In early America, pioneers were the people who headed west. Deftly re-conceptualizing that notion, McCullough focuses on those Americans who, with the U.S. established and thriving in the first part of the 19th century, set sail eastward, bound for Paris, to experience Euro-pean culture and fill in the blanks that a callow U.S. could not.

With coverage beginning around 1830, McCullough compiles a scrapbook of adventures starring notable Americans from James Fenimore Cooper to Samuel F.B. Morse, each of whom had to endure a wretched voyage, sometimes six weeks in duration. “All who set sail for France,” he writes, “were taking their lives in their hands, and to this could be added the prospect of being unimaginably far from friends, family and home, entirely out of touch with familiar surroundings.”

In lively prose, McCullough introduces his reader to a Paris that, while still “a medieval city,” was nevertheless a thriving mecca of opera, theater, art, books, music, fashion, architecture, science and medicine. It was also a place of freer societal attitudes, yet one that remained a haven for tradition.

Unlike the more recent, disputatious era of U.S.-Franco relations (remember “freedom fries”?), McCullough’s France is where the American flag was flown as a symbol of proud friendship and portraits of Abe Lincoln became common in shop windows—and where the rich heritage of America’s revolutionary debt to Lafayette was continuously honored.

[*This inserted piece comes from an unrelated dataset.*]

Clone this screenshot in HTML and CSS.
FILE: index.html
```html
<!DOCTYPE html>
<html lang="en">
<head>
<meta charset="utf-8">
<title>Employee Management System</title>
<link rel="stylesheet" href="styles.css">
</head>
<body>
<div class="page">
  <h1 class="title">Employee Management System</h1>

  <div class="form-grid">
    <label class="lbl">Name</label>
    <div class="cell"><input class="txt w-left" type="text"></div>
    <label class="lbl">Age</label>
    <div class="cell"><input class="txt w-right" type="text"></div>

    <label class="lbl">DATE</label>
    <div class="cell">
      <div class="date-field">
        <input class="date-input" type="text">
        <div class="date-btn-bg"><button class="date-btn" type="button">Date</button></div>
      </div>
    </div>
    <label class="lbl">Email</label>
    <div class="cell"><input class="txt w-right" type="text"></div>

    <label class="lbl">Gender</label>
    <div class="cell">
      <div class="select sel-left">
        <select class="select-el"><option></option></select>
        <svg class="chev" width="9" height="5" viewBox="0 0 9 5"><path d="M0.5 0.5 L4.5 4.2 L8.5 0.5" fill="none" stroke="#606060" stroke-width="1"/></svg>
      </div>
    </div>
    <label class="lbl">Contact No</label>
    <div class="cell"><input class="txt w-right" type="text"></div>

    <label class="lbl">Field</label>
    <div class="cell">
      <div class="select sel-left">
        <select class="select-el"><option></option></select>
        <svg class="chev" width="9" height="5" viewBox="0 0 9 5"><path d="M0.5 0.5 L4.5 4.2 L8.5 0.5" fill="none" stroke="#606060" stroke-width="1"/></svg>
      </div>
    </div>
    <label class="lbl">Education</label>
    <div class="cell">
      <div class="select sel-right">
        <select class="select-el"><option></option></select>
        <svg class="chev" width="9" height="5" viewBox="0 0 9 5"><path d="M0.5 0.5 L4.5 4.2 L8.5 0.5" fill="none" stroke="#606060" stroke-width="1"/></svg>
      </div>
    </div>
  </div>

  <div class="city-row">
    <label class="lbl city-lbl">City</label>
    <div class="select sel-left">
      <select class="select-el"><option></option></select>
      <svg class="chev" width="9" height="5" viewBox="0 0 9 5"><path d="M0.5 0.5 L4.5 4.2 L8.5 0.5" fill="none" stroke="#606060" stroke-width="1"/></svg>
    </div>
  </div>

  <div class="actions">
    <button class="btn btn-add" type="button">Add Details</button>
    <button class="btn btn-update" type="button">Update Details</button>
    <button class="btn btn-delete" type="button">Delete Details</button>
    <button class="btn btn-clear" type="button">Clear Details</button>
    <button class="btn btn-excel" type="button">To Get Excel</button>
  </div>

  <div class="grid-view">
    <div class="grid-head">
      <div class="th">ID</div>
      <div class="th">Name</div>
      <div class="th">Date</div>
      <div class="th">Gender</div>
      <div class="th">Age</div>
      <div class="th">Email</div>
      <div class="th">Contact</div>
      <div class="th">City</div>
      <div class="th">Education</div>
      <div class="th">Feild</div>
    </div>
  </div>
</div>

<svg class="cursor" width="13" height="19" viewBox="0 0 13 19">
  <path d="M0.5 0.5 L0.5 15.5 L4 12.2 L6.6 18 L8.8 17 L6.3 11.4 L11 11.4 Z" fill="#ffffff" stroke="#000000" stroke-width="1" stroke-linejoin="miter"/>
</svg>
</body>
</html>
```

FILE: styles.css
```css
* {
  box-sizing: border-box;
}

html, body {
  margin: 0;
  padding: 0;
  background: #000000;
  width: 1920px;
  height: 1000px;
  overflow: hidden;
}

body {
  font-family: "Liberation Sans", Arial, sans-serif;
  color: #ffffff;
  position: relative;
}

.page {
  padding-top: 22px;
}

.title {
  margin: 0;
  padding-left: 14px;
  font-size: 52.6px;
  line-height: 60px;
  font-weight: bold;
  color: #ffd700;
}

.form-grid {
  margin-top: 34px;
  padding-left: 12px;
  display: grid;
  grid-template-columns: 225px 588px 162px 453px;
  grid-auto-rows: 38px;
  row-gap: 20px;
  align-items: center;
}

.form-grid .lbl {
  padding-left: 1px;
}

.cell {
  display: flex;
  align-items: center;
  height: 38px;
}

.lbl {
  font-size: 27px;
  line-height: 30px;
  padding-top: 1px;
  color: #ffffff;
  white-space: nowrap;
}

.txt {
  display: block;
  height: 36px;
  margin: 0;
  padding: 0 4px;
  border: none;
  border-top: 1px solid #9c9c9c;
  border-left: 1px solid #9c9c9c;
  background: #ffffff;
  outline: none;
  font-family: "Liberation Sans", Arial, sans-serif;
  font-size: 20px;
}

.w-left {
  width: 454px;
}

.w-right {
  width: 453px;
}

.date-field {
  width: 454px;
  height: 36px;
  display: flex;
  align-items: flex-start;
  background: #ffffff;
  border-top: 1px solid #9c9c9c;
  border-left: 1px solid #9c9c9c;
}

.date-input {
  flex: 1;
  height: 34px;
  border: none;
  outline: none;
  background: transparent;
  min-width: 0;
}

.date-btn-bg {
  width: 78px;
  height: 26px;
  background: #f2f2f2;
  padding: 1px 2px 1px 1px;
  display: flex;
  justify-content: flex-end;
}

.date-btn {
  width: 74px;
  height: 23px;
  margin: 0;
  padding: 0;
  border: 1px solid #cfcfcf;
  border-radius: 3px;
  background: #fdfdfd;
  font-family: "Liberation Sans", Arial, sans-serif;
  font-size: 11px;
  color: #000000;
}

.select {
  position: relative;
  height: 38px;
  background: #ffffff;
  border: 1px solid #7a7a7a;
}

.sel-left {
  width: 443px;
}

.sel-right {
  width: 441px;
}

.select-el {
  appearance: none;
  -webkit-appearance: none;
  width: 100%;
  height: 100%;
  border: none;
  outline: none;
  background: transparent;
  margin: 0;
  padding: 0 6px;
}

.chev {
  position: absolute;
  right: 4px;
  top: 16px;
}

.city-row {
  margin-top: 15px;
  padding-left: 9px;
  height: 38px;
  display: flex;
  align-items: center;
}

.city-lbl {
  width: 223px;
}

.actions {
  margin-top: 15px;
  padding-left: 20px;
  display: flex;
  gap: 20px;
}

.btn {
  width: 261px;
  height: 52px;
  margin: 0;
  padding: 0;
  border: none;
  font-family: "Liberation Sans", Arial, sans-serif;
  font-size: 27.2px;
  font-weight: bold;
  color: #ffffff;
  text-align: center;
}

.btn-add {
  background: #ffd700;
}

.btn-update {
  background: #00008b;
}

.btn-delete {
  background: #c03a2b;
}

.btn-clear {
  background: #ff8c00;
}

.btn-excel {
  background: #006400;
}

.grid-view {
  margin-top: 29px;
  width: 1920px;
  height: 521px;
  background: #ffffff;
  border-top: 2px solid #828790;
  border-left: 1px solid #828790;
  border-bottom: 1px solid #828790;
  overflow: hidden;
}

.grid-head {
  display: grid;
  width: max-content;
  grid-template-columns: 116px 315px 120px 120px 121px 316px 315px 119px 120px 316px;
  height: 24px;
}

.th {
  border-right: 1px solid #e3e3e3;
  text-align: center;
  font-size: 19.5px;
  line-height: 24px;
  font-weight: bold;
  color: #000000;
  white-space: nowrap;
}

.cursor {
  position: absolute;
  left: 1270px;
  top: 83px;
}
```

Interspersing biographical details within the historical narrative, McCullough covers the flow of American travelers to Paris through about 1900. His subjects are artists like Mary Cassatt and John Singer Sargent; politicians like the abolitionist Charles Sumner and ambassador Elihu Washburne; persons of letters such as Henry Wadsworth Long-fellow, Ralph Waldo Emerson  and Harriet Beecher Stowe; the great showman P.T. Barnum; and youthful composer/pianist Louis Moreau Gottschalk, his genius embraced by none other than Chopin himself.

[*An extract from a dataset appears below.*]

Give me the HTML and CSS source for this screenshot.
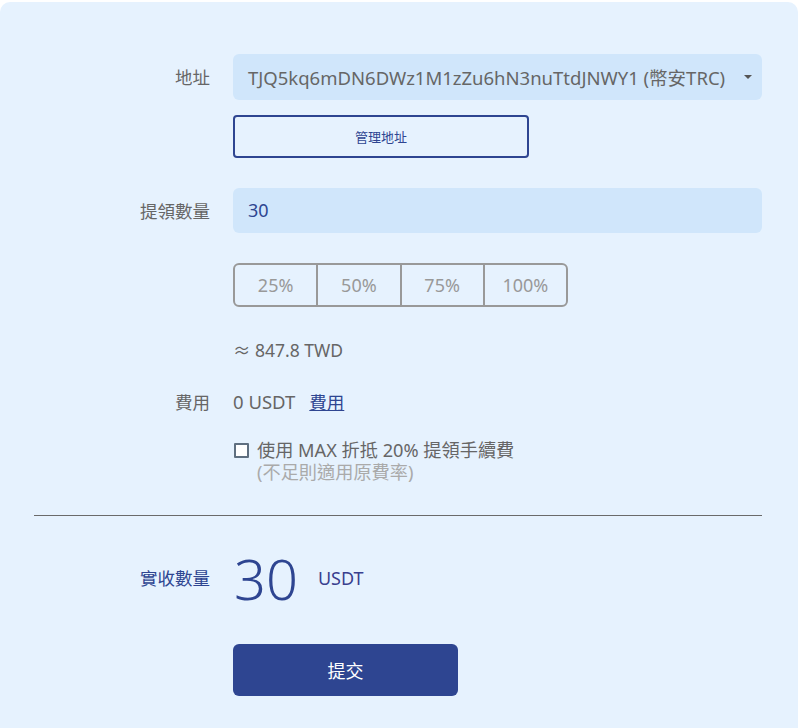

The City of Light’s obvious charms—and its identity as the center of just about everything—ripple through McCullough’s text. Readers will savor this portrait of a vibrant city whose connection to America’s founding and cultural sustenance forms a permanent bond.

 

A populist writer with a gift for readable biography and a reverence for America’s past, two-time Pulitzer Prize winner David McCullough delivers another compelling work of narrative history in his latest work, The Greater Journey: Americans in Paris.